Era catalán, de Figueras, la tierra de Dalí. Era alegre y feliz. Era ateo y yo lo admiraba por su bondad y por su honradez extrema. Había trabajado en un banco de cuyo nombre no quiero acordarme para no perder la ecuanimidad que debe tener un cristiano. Tenía un buen puesto y ganaba un sueldo impresionante. ¡Y lo dejó todo por honestidad! Simplemente porque no quería venderles a los clientes aquellos productos basura que privaron a tantos inocentes de sus ahorros y que tantos pleitos provocaron más tarde.
A sus más de cuarenta años comenzó de nuevo. Como un moderno Abrahán. Con el mérito añadido de hacerlo no por fe en Dios sino por pura coherencia, por decencia, por humanidad indignada ante el pisoteo del débil. ¡Y se decía ateo! Rahner no habría dudado en aplicarle el calificativo de cristiano anónimo, porque Juanpe era uno de los bienaventurados de Dios.
No era independentista. Era el único de su familia que no lo era. Y por eso mismo su relación era mala. Solía decir que incluso sus hermanos apenas le hablaban. Conocía de primera mano la sima abismal que ha provocado en Cataluña algo tan secundario como la discrepancia política. ¡La ideología por encima de los afectos! ¡La política sobre la memoria, sobre la historia común, sobre el amor entre padre e hijos! Y eso era una fuente de sufrimiento para él, aunque la grandeza de su corazón lo sobrellevaba con humor. Ese mismo corazón que esta aciaga noche le estalló mientras dormía.
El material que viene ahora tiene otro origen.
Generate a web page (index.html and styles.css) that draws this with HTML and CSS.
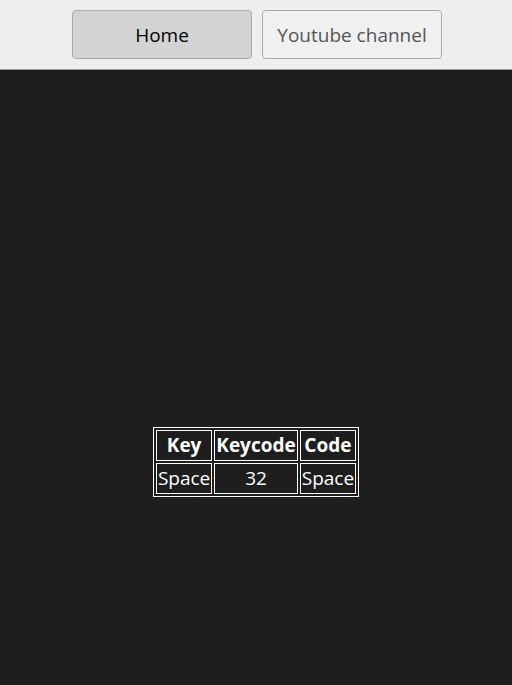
FILE: index.html
```html
<!DOCTYPE html>
<html>
<head>
<meta charset="utf-8">
<link rel="stylesheet" href="styles.css">
</head>
<body>
<header class="topbar">
  <button class="nav-btn active">Home</button>
  <button class="nav-btn">Youtube channel</button>
</header>
<main class="content">
  <table class="keys" border="1">
    <tr><th>Key</th><th>Keycode</th><th>Code</th></tr>
    <tr><td>Space</td><td>32</td><td>Space</td></tr>
  </table>
</main>
</body>
</html>
```
FILE: styles.css
```css
html, body {
  margin: 0;
  padding: 0;
  background: #1e1e1e;
  font-family: "Open Sans", sans-serif;
}
.topbar {
  background: #eeeeee;
  border-bottom: 1px solid #9a9a9a;
  display: flex;
  justify-content: center;
  align-items: flex-start;
  gap: 10px;
  padding: 10px 0 0 2px;
  box-sizing: border-box;
  height: 70px;
}
.nav-btn {
  width: 180px;
  height: 49px;
  border: 1px solid #aaaaaa;
  border-radius: 4px;
  background: #f0f0f0;
  color: #555555;
  font-family: "Open Sans", sans-serif;
  font-size: 19px;
  padding: 1px 0 0;
}
.nav-btn.active {
  background: #d3d3d3;
  color: #000000;
}
.content {
  display: flex;
  justify-content: center;
  padding-top: 357px;
}
.keys {
  border: 1px solid #ffffff;
  border-spacing: 2px;
  color: #ffffff;
  font-size: 19px;
}
.keys th, .keys td {
  border: 1px solid #ffffff;
  padding: 1px 1px;
  line-height: 27px;
  text-align: center;
}
.keys th {
  font-weight: bold;
}
```
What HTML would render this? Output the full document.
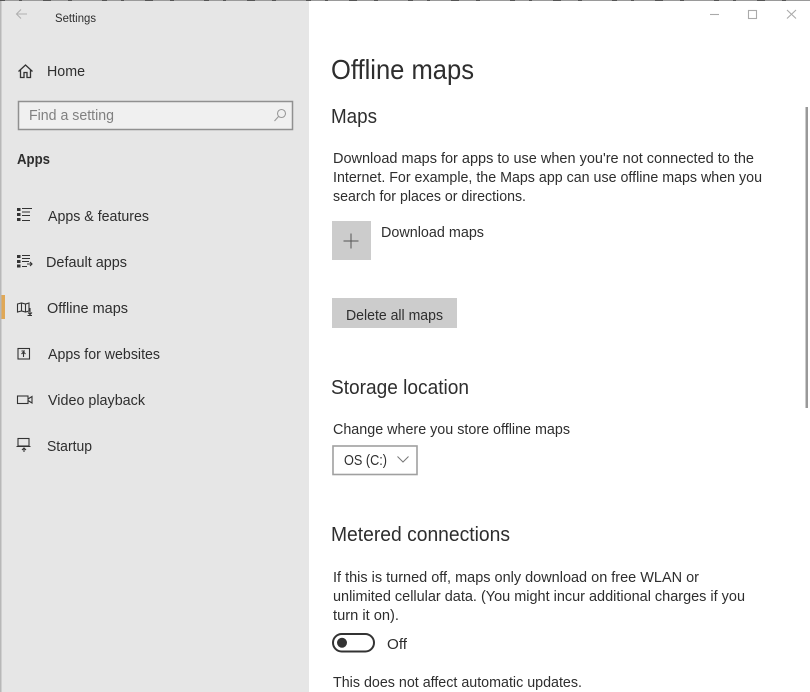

Cataluña se volvió un entorno hostil y decidió quedarse en Madrid. Y su natural generosidad encontró un camino profesional en el que concretarse. Se hizo fisioterapeuta. Y abrió su pequeño negocio en la capital, haciendo mil economías, volviendo a echar cuentas. Los comentarios de sus clientes son impresionantes. Y como le sobraba tiempo y su gigantesco corazón le pedía más (Dios siempre le pide un poco más a los suyos), comenzó a dar charlas gratuitas en los colegios sobre hábitos de conducta saludables. Y como seguía soñando con un mundo más justo, comenzó a hacer voluntariado y puso sus privilegiadas manos al servicio de los torturados cuerpos de los pobres que han encontrado refugio en Mensajeros de la Paz (otra vez Dios).
Ayer bromeábamos aprovechando la falsa cercanía que nos ofrecen las redes sociales. Hoy recuerdo su rostro entre lágrimas. No volveré a abrazar a mi amigo Juanpe. Pero sé que Dios le ha hecho un hueco muy especial en ese Reino que él contribuyó a construir aquí en la tierra desde su maravilloso ateísmo. ¡Y se decía ateo! Descansa en paz. Y haznos un sitio en el Paraíso, donde volveremos a hablar de muchas cosas, hermano del alma, hermano.